* What needs to be done: Give the count of lines containing the string "this", with no other output.

* Data supplied:
-- begin --
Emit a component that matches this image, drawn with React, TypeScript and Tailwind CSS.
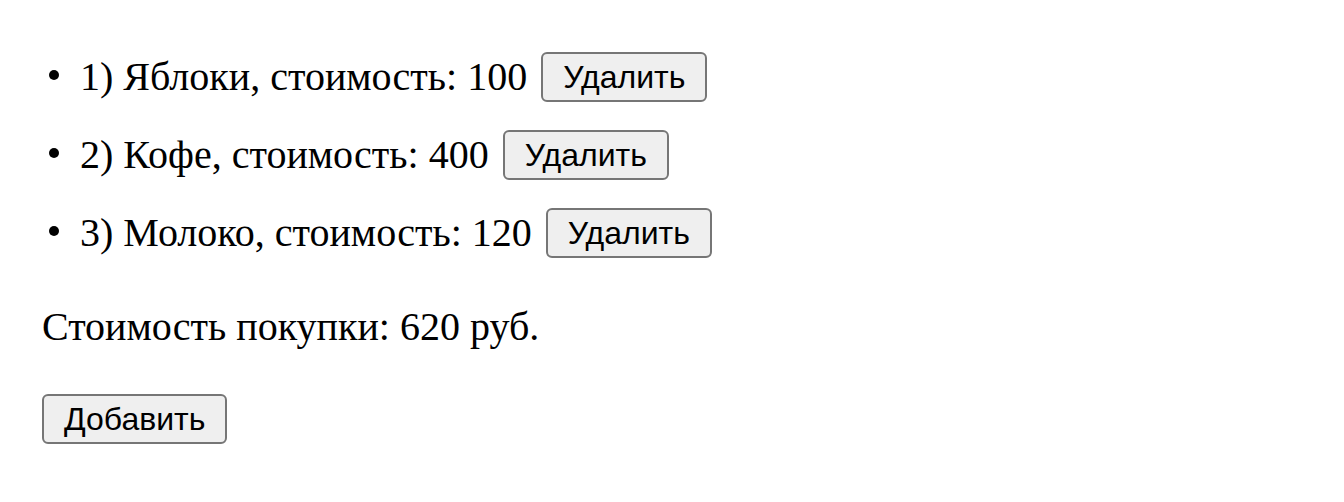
-- end --
-- begin --
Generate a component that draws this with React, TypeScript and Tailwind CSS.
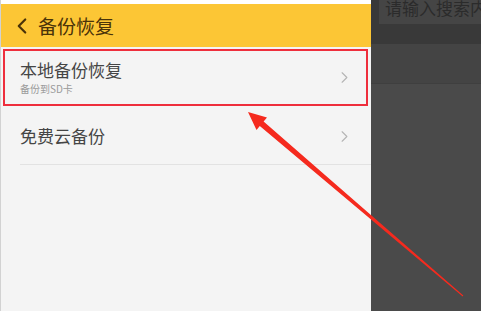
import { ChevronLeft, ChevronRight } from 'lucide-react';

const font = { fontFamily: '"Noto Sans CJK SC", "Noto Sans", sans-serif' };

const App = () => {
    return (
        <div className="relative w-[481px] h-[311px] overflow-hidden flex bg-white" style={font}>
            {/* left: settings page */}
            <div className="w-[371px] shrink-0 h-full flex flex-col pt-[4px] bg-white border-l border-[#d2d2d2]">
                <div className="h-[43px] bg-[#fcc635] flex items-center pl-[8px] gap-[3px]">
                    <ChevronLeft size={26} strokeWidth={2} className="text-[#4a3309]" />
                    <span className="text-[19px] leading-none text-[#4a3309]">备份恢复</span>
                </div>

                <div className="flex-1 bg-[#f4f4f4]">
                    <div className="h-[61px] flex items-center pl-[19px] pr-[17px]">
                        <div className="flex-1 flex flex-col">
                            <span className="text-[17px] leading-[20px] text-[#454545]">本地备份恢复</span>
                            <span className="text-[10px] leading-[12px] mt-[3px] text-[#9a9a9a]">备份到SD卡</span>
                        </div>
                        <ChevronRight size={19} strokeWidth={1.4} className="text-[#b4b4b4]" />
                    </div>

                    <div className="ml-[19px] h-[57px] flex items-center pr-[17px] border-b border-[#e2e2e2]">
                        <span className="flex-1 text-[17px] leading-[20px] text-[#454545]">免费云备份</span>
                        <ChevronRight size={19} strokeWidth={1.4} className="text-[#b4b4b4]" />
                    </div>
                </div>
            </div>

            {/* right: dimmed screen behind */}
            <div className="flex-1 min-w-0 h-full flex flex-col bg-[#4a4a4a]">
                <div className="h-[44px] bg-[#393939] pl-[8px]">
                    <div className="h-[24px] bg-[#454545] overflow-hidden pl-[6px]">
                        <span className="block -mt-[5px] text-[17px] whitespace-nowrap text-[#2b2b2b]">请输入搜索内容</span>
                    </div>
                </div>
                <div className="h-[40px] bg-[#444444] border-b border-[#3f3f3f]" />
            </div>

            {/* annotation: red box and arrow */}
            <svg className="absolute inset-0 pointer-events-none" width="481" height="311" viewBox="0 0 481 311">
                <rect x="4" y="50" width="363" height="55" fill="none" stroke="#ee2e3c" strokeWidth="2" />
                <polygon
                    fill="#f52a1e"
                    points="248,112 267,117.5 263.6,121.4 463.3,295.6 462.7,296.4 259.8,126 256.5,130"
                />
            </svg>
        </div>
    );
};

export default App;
-- end --
* Exercise output: 2